That's a very neat project. The only issue I have with it is that it's basically a passive energy waster. It produces images by burning GPU power, when it could instead curate art from an existing amount of art (of which there is more to ever go through, almost in any category). Some projects that use AI could be replaced with other tech and be much more efficient.
The cost (and environmental impact) of generated images is a rounding error compared to the $7,500+ project cost. As an aside, I wonder how much smaller and faster a diffusion model could be if trained (quantized?) to 4-bit grayscale images.
My home computer batch processing prompts thru Stable Diffusion can generate and then nicely upscale images at at rate of about 1 every 5 seconds. Or 360 per half-hour. Which means a newly image on the display every day to look at for a year in just an half hour of computation.

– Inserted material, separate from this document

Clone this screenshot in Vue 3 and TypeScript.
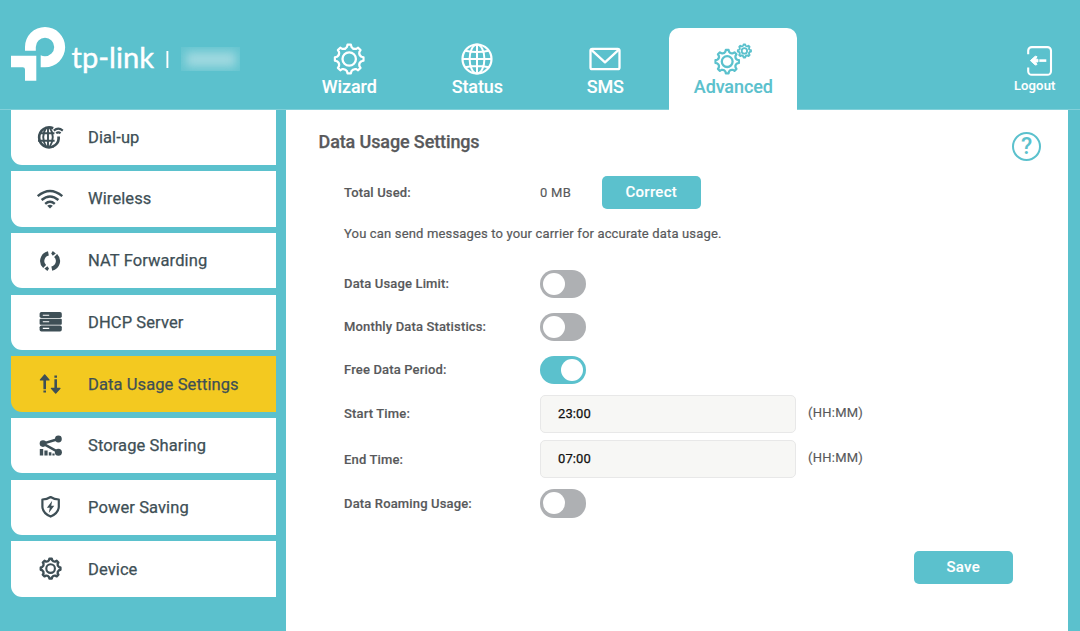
<script setup lang="ts">
import { ref } from 'vue'

interface NavTab { id: string; label: string }
interface MenuItem { id: string; label: string }

const tabs: NavTab[] = [
  { id: 'wizard', label: 'Wizard' },
  { id: 'status', label: 'Status' },
  { id: 'sms', label: 'SMS' },
  { id: 'advanced', label: 'Advanced' },
]
const activeTab = ref('advanced')

const menu: MenuItem[] = [
  { id: 'dial', label: 'Dial-up' },
  { id: 'wireless', label: 'Wireless' },
  { id: 'nat', label: 'NAT Forwarding' },
  { id: 'dhcp', label: 'DHCP Server' },
  { id: 'usage', label: 'Data Usage Settings' },
  { id: 'storage', label: 'Storage Sharing' },
  { id: 'power', label: 'Power Saving' },
  { id: 'device', label: 'Device' },
]
const activeItem = ref('usage')

const limit = ref(false)
const monthly = ref(false)
const freePeriod = ref(true)
const roaming = ref(false)
const startTime = ref('23:00')
const endTime = ref('07:00')

// Outline of an eight-toothed gear with scooped valleys between the teeth.
function gear(cx: number, cy: number, outer: number, root: number): string {
  const at = (r: number, a: number) =>
    `${(cx + r * Math.sin(a)).toFixed(2)} ${(cy - r * Math.cos(a)).toFixed(2)}`
  const step = Math.PI / 4
  const shoulder = root + 0.35 * (outer - root)
  let d = ''
  for (let i = 0; i < 8; i++) {
    const a = i * step
    d += `${i ? 'L' : 'M'}${at(outer, a - 0.12)}L${at(outer, a + 0.12)}`
    d += `L${at(shoulder, a + 0.18)}`
    d += `Q${at(root - 0.35 * (outer - root), a + step / 2)} ${at(shoulder, a + step - 0.18)}`
  }
  return d + 'Z'
}
</script>

<template>
  <div class="page">
    <header class="header">
      <div class="brand">
        <svg class="logo" width="170" height="60" viewBox="0 0 170 60">
          <path fill="#fff" d="M14 25.7V22A20 20 0 0 1 34 2A20.15 20.15 0 0 1 34 42.3H29.7V30.2Q31.5 31.2 34 31.2A9.2 9.2 0 1 0 24.8 22V25.7ZM0 30.7H25.3V55.7H14V44.5Q14 42.3 11.8 42.3H0Z" />
          <text class="wordmark" x="60.5" y="42.6" textLength="82.5" lengthAdjust="spacingAndGlyphs">tp-link</text>
          <path d="M156.4 26V43" stroke="#fff" stroke-width="1.9" />
        </svg>
        <div class="model"><i></i></div>
      </div>
      <nav class="tabs">
        <a v-for="t in tabs" :key="t.id" class="tab" :class="{ active: t.id === activeTab }" @click="activeTab = t.id">
          <svg width="40" height="34" viewBox="0 0 40 34" fill="none" stroke="currentColor" stroke-linejoin="round">
            <template v-if="t.id === 'wizard'">
              <path :d="gear(20.2, 17, 14.4, 11.3)" stroke-width="2.2" />
              <circle cx="20.2" cy="17" r="6.7" stroke-width="2.3" />
            </template>
            <g v-else-if="t.id === 'status'" stroke-width="2">
              <circle cx="20" cy="17" r="14.5" stroke-width="2.2" />
              <ellipse cx="20" cy="17" rx="7.4" ry="14.6" />
              <path d="M20 2.4V31.6M5.4 17H34.6M8.3 8.8Q20 11.2 31.7 8.8M8.3 25.2Q20 22.8 31.7 25.2" />
            </g>
            <g v-else-if="t.id === 'sms'" stroke-width="2.3">
              <rect x="5.5" y="6.8" width="29" height="20.4" rx="1.8" />
              <path d="M6.4 7.8L20 20.3L33.6 7.8" />
            </g>
            <template v-else>
              <path :d="gear(14.2, 19.6, 11.8, 9.2)" stroke-width="2.2" />
              <circle cx="14.2" cy="19.6" r="5.4" stroke-width="2.3" />
              <path :d="gear(31.4, 8.9, 6.6, 5.1)" stroke-width="1.9" />
              <circle cx="31.4" cy="8.9" r="2.7" stroke-width="1.8" />
            </template>
          </svg>
          <span>{{ t.label }}</span>
        </a>
      </nav>
      <a class="logout">
        <svg width="26" height="30" viewBox="0 0 26 30" fill="none" stroke="#fff" stroke-width="2.1">
          <path d="M1.2 8.3V4.6A3.6 3.6 0 0 1 4.8 1.1H20.4A3.6 3.6 0 0 1 24 4.6V25.2A3.6 3.6 0 0 1 20.4 28.8H4.8A3.6 3.6 0 0 1 1.2 25.2V21.5" />
          <path d="M12.3 14.6H19.3" stroke-width="2.6" />
          <path d="M3.4 14.6L8.2 10.2L10 10.6L8.6 13.3H11V15.9H8.6L10 18.6L8.2 19Z" fill="#fff" stroke-width="0.9" stroke-linejoin="round" />
        </svg>
        <span>Logout</span>
      </a>
    </header>

    <div class="body">
      <aside class="sidebar">
        <a v-for="m in menu" :key="m.id" class="item" :class="{ active: m.id === activeItem }" @click="activeItem = m.id">
          <svg width="30" height="28" viewBox="0 0 30 28" fill="none" stroke="currentColor">
            <g v-if="m.id === 'dial'" stroke-width="1.9">
              <path d="M17.2 5.2A10 10 0 1 0 17.4 23.4" stroke-width="2.6" />
              <path d="M12 4.2V24M3 10.2H18.4M2 17.8H18.6M10.4 4.2Q4 14 10.4 24M13.6 4.2Q20 14 13.6 24" />
              <path d="M22.6 13.6V16Q22.2 21.2 16.8 23.4" stroke-width="2.7" />
              <path d="M17.8 7.6Q22.3 3.8 26.8 7.6M20.2 10.3Q22.4 8.5 24.6 10.3" stroke-width="2.1" />
            </g>
            <g v-else-if="m.id === 'wireless'" stroke-width="2.4">
              <path d="M1.7 11.2Q14 0.8 26.3 11.2M5.6 15Q14 7.8 22.4 15M9.2 18.8Q14 14.6 18.8 18.8" />
              <path d="M14 23.6L11.2 20.8Q14 18.8 16.8 20.8Z" fill="currentColor" stroke="none" />
            </g>
            <g v-else-if="m.id === 'nat'" stroke-width="4.2">
              <path d="M12.4 6.4A7.7 7.7 0 0 0 8.6 19.5" />
              <path d="M15.8 21.6A7.7 7.7 0 0 0 19.6 8.5" />
              <path d="M8.4 21.6L11.4 19.2L13 21.6L11.4 24ZM19.8 6.4L16.8 4L15.2 6.4L16.8 8.8Z" fill="currentColor" stroke="none" />
            </g>
            <g v-else-if="m.id === 'dhcp'" fill="currentColor" stroke="none">
              <rect x="3.6" y="4" width="22.2" height="6" rx="1.8" />
              <rect x="3.6" y="10.8" width="22.2" height="5.9" rx="1" />
              <rect x="3.6" y="17.5" width="22.2" height="6" rx="1.8" />
              <path d="M6.8 7.2H13.2M6.8 13.8H13.2M6.8 20.4H13.2" stroke="#fff" stroke-width="1.1" />
            </g>
            <g v-else-if="m.id === 'usage'" stroke-width="2.6">
              <path d="M8.7 8V19.2M8.7 20.4V22.6M19.7 9.2V20M19.7 5.5V7.7" />
              <path d="M4.4 10L8.7 4.8L13 10ZM15.4 18.4L19.7 23.2L24 18.4Z" fill="currentColor" stroke-width="1.2" stroke-linejoin="round" />
            </g>
            <g v-else-if="m.id === 'storage'" stroke-width="2.5">
              <path d="M22.4 7L7 11.6L22.4 20.2" />
              <g fill="currentColor" stroke="none">
                <circle cx="22.4" cy="7" r="3.4" /><circle cx="7" cy="11.6" r="3.3" /><circle cx="22.4" cy="20.2" r="3.5" />
                <path d="M3.8 17H7.2V23.6H3.8ZM8.4 18.5H11.6V23.6H8.4ZM12.8 20.2H15.4V23.6H12.8ZM16.4 21.4H18.6V23.6H16.4Z" />
              </g>
            </g>
            <g v-else-if="m.id === 'power'">
              <path d="M14.6 4Q18.3 6.3 22.8 6.5V14Q22.2 20.4 14.6 23.6Q7 20.4 6.4 14V6.5Q10.9 6.3 14.6 4Z" stroke-width="2.2" stroke-linejoin="round" />
              <path d="M16.2 7.8L10.9 14.7H13.8L12.8 20L18.3 12.7H15.2Z" fill="currentColor" stroke="none" />
            </g>
            <g v-else stroke-linejoin="round">
              <path :d="gear(14.6, 13.6, 9.9, 7.9)" stroke-width="2.4" />
              <circle cx="14.6" cy="13.6" r="4.3" stroke-width="2.1" />
            </g>
          </svg>
          <span>{{ m.label }}</span>
        </a>
      </aside>

      <main class="main">
        <div class="title-row">
          <h1>Data Usage Settings</h1>
          <button class="help" type="button">?</button>
        </div>
        <div class="row total">
          <label>Total Used:</label>
          <span class="amount">0 MB</span>
          <button class="btn" type="button">Correct</button>
        </div>
        <p class="note">You can send messages to your carrier for accurate data usage.</p>
        <div class="row switch">
          <label>Data Usage Limit:</label>
          <button class="toggle" :class="{ on: limit }" type="button" @click="limit = !limit"><i></i></button>
        </div>
        <div class="row switch">
          <label>Monthly Data Statistics:</label>
          <button class="toggle" :class="{ on: monthly }" type="button" @click="monthly = !monthly"><i></i></button>
        </div>
        <div class="row switch">
          <label>Free Data Period:</label>
          <button class="toggle" :class="{ on: freePeriod }" type="button" @click="freePeriod = !freePeriod"><i></i></button>
        </div>
        <div class="row time start">
          <label>Start Time:</label>
          <input v-model="startTime" type="text" />
          <span class="hint">(HH:MM)</span>
        </div>
        <div class="row time">
          <label>End Time:</label>
          <input v-model="endTime" type="text" />
          <span class="hint">(HH:MM)</span>
        </div>
        <div class="row roaming">
          <label>Data Roaming Usage:</label>
          <button class="toggle" :class="{ on: roaming }" type="button" @click="roaming = !roaming"><i></i></button>
        </div>
        <div class="actions"><button class="btn" type="button">Save</button></div>
      </main>
    </div>
  </div>
</template>

<style>
html, body { margin: 0; background: #5bc1cd; overflow: hidden; }
</style>

<style scoped>
.page { width: 1080px; height: 631px; display: flex; flex-direction: column; background: #5bc1cd; font-family: Roboto, "Liberation Sans", sans-serif; color: #58595b; }
.page *, .page { box-sizing: border-box; }
button, input { font-family: inherit; border: 0; padding: 0; }
.header { height: 110px; flex: none; display: flex; border-bottom: 1px solid #82d0d9; }
.brand { width: 285px; flex: none; display: flex; padding: 25px 0 0 11px; }
.logo { flex: none; }
.wordmark { font: 400 29px Lato, sans-serif; fill: #fff; stroke: #fff; stroke-width: 0.4px; }
.model { width: 59px; height: 24px; margin-top: 22px; overflow: hidden; display: flex; align-items: center; justify-content: center; background: #65c5d0; }
.model i { width: 50px; height: 15px; background: #a0d9e0; filter: blur(5px); }
.tabs { display: flex; padding-top: 28px; }
.tab { width: 128px; height: 82px; padding-top: 14px; display: flex; flex-direction: column; align-items: center; color: #fff; font-size: 18px; font-weight: 500; line-height: 22px; letter-spacing: -0.1px; -webkit-text-stroke: 0.1px currentColor; }
.tab svg { flex: none; }
.tab.active { background: #fff; color: #5bc1cd; border-radius: 10px 10px 0 0; }
.tab span { padding-left: 0.6px; }
.logout { margin-left: auto; margin-right: 24.5px; padding-top: 46px; display: flex; flex-direction: column; align-items: center; color: #fff; font-size: 13px; font-weight: 500; letter-spacing: 0.15px; line-height: 20px; -webkit-text-stroke: 0.1px currentColor; }
.logout svg { margin-left: 10px; }
.body { flex: 1; display: flex; min-height: 0; }
.sidebar { width: 264.5px; margin: -0.5px 10px 0 11px; display: flex; flex-direction: column; gap: 6.2px; flex: none; }
.item { height: 55.5px; flex: none; display: flex; align-items: center; padding-left: 25px; background: #fff; border-bottom-left-radius: 11px; color: #3e4f56; font-size: 16.5px; letter-spacing: 0.1px; }
.item svg { margin-right: 22px; }
.item span { -webkit-text-stroke: 0.25px currentColor; }
.item.active { background: #f3c920; }
.main { width: 782.5px; background: #fff; padding: 0 55px 0 58.5px; }
.title-row { height: 64px; display: flex; align-items: center; justify-content: space-between; margin-left: -25.5px; margin-right: -28px; }
h1 { margin: 0 0 2px; font-size: 18px; font-weight: 500; letter-spacing: -0.12px; -webkit-text-stroke: 0.25px currentColor; }
.help { width: 29px; height: 29px; margin-top: 8px; border: 2.2px solid #5bc1cd; border-radius: 50%; background: #fff; color: #5bc1cd; font-size: 23px; font-weight: 500; line-height: 25px; text-align: center; }
.row { height: 43px; display: flex; align-items: center; font-size: 13px; letter-spacing: 0.15px; }
.row label { width: 196px; flex: none; font-weight: 500; -webkit-text-stroke: 0.15px currentColor; }
.row.switch label { margin-top: -2px; }
.row.total { height: 37px; }
.amount { width: 61.5px; letter-spacing: 0.25px; -webkit-text-stroke: 0.15px currentColor; }
.btn { width: 99.5px; height: 33px; padding-bottom: 1px; border-radius: 5px; background: #5bc1cd; color: #fff; font-size: 15px; font-weight: 500; letter-spacing: 0.3px; -webkit-text-stroke: 0.1px currentColor; }
.total .btn { padding-bottom: 2px; }
.note { margin: 0 0 5.5px; height: 46px; line-height: 46px; font-size: 13px; letter-spacing: 0.16px; -webkit-text-stroke: 0.2px currentColor; }
.toggle { width: 46px; height: 28px; padding: 3px; display: flex; justify-content: flex-start; border-radius: 14px; background: #aeb0b3; }
.toggle i { width: 22px; height: 22px; border-radius: 50%; background: #fff; }
.toggle.on { justify-content: flex-end; background: #5bc1cd; }
.row.time { height: 45px; }
.row.start label { margin-top: -2px; }
.row input { width: 256px; height: 38px; padding: 0 0 1px 17px; border: 1px solid #e8e8e8; border-radius: 5px; background: #f7f7f5; color: #111; font-size: 13px; letter-spacing: 0.1px; -webkit-text-stroke: 0.25px currentColor; }
.hint { margin-left: 12px; margin-top: -3px; letter-spacing: 0.25px; -webkit-text-stroke: 0.15px currentColor; }
.row.roaming { height: 44px; }
.roaming .toggle { height: 29px; }
.actions { display: flex; justify-content: flex-end; padding-top: 25.5px; }
</style>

At about 300W of GPU + 120W of PC, that is 420W * 0.5hrs = 0.210kWhr. This is a rounding error on my monthly electric bill. About six cents.
I've spent more energy than that likely just sitting and reading HackerNews this week.
It doesn't take a lot of GPU to produce one image, and you could always just keep a single image on the wall for a longer time if you want to reduce that impact.
You can also have it not produce images at night or when you are not around the house.
Lots of ways to save energy. The impact of an image every few hours or whatever is nanoscule compared to your transportation and heating needs.
(Also if your apartment uses electric resistive heating, fire away with your GPU, you're just producing images in the process of producing heat instead of passing it through a resistor. It's no less efficient.)